Science doesn’t consider God as a possible answer to any question whatsoever because God is a metaphysical construct and thus not part of the physical world. And science by definition cannot consider anything metaphysical or supernatural as an explanation.
Science is not out there trying to disprove the existence of God — we can't even consider that.
I really don’t care what people believe as long as they understand the science.
Sean Illing
Let me push back on that for a minute.
You say that there's a perceived conflict between being religious and scientific but that this is a false dichotomy. I think one can certainly be a religious person and a scientist, but can one be both at the same time?
Religions invariably make claims about the world that contradict what science says is true, and so to be engaged in science you have to sort of remove your religious hat, no?
Amanda Glaze
I think that’s right. I love the term cognitive apartheid. Look at people like Francis Collins, the director of the National Institutes of Health, who is a Christian and says openly that he wishes that science would not contradict what the Bible says, but it does and he recognizes that, and he still chooses to be a believer.
Sean Illing
Neil deGrasse Tyson likes to say that the great thing about science is that it's true whether you believe it or not. The trouble with this kind of scientific illiteracy is that it genuinely harms these students, who cannot succeed in a society based on science and technology if they don’t understand it.
Amanda Glaze
It’s crucial. And that’s why I tell people this is not a fight for evolution per se. I mean, evolution is a mechanism by which I work with people because if we can hit the most controversial points in the places where they are the most controversial, we can get to that level of conceptual change.

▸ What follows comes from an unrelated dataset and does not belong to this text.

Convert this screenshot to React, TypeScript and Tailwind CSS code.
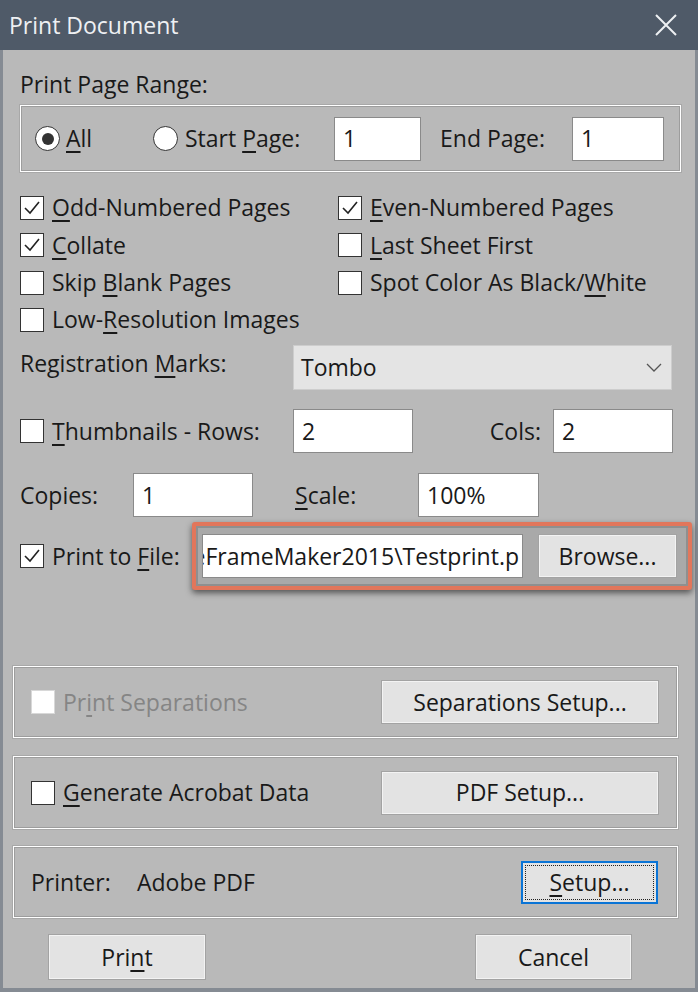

Then imagine what we can do in the places where it's not as resistant, where it's not as vocal, where it's not as taboo. This is a war for science literacy.
Sean Illing
Well, you’ve been in the trenches for a long time. Are you hopeful that this won’t be an issue in 10 or 20 years?
Amanda Glaze
I am very hopeful — some may say naively so. But I know that I personally went through this experience and I came out pretty much undamaged. It was not an easy process converting my worldview from a more literalist interpretation to a more scientific worldview.
A lot of the work that I’m doing right now involves culturally responsive teaching: How do you keep the topic in productive places? How do you navigate these conversations even though there may be conflict, even though there may be some discomfort there?
These are conversations that need to be had, and we’re pounding the pavement on the frontline down here.